The Nigerian government says it has hired the services of some international audit firms, including Ernst & Young and PriceWaterhouse Coopers, to reconcile and recover public funds illegally withheld by banks.
The Director (Funds), Office of the Accountant General of the Federation, OAGF, Hamza Adeyemi, disclosed this in Abuja.
He said the resort to hiring the audit firms followed the continued refusal of the affected banks to return government funds in their possession despite the Central Bank of Nigeria, CBN sanctions by directly debiting the accounts of the banks.
Since 2004, the director said the federal government lost over N70 billion funds in the possession of various commercial banks.
“Banks have thrown professionalism to the winds,” Mr. Adeyemi lamented.
“Some banks are still holding on to funds of Ministries, Departments and Agencies, MDAs, and have refused to transfer them to the Treasury Single Account, TSA, despite government directives.”
Mr. Adeyemi said the accounting/auditing firms, including Ernst & Young, PWC and others, were being asked to conduct a “very comprehensive audit” of the banks to recover funds still with them.
He accused banks of not adhering to presidential directive to return public funds in their possession to the TSA domiciled in the CBN.
Mr. Adeyemi said some few weeks ago that more monies were recovered from some banks who were still holding on to government funds.
He said government was monitoring closely to ensure the recovered monies were paid into the federation’s coffers, while a comprehensive reconciliation was currently ongoing.
On about N300 billion idle funds under the TSA, the director said there was a special CBN available window to invest in Treasury Bills, to yield interest.
Such interest would go back to the government TSA.
On the success of the TSA, Mr. Adeyemi said it was because of the policy that the government was, for the first time in the country’s history, able to disburse about N1.2 trillion for capital projects in the 2016 fiscal year.
“In the past, some of the monies were fixed in the banks, or just left to idle away in banks and not used for what they are meant for,” he said.

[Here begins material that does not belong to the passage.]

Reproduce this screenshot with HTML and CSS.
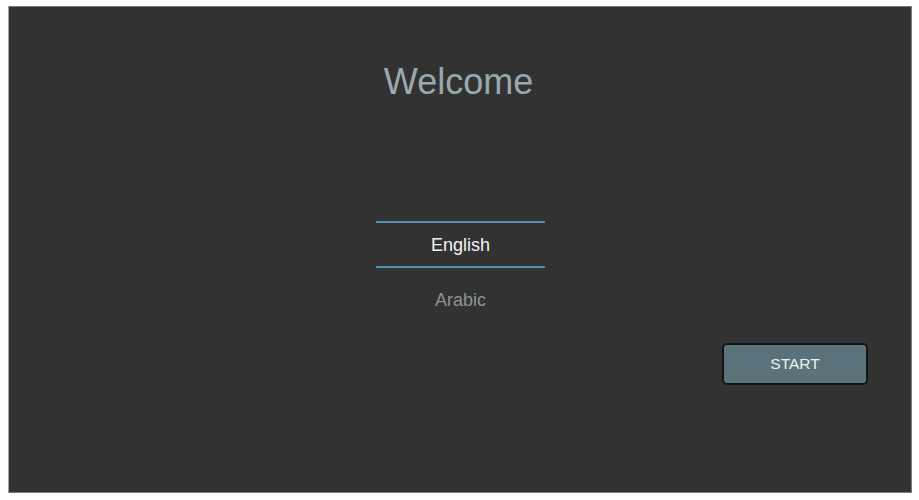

With the introduction of TSA, he said, the exact amount in the consolidated cash position of the federal government could now be easily accessed by the OAGF, making it possible for government to know how much it has for spending.
Earlier, the Director Inspectorate Department of the OAGF, Mohammed Usman, accused the Independent National Electoral Commission, INEC, of withholding unspent cash at the end of the financial year.
Mr. Usman said INEC had always said it was empowered to retain funds whenever the OAGF requests for clarification from the Attorney General of the Federation, AGF, as part of public accounts procedure to return left over cash to the chest.
“Since 2015, the issue is now a subject with the public accounts committee of the National Assembly,” Mr. Usman said
Also, he disclosed that all MDAs have at various times neglected to keep proper inventory of government asset.
“All MDAs are not up to date with the asset register. It has become more imperative now given the new accounting techniques adopted by the federal government to keep an accurate assets register,” Mr. Usman said.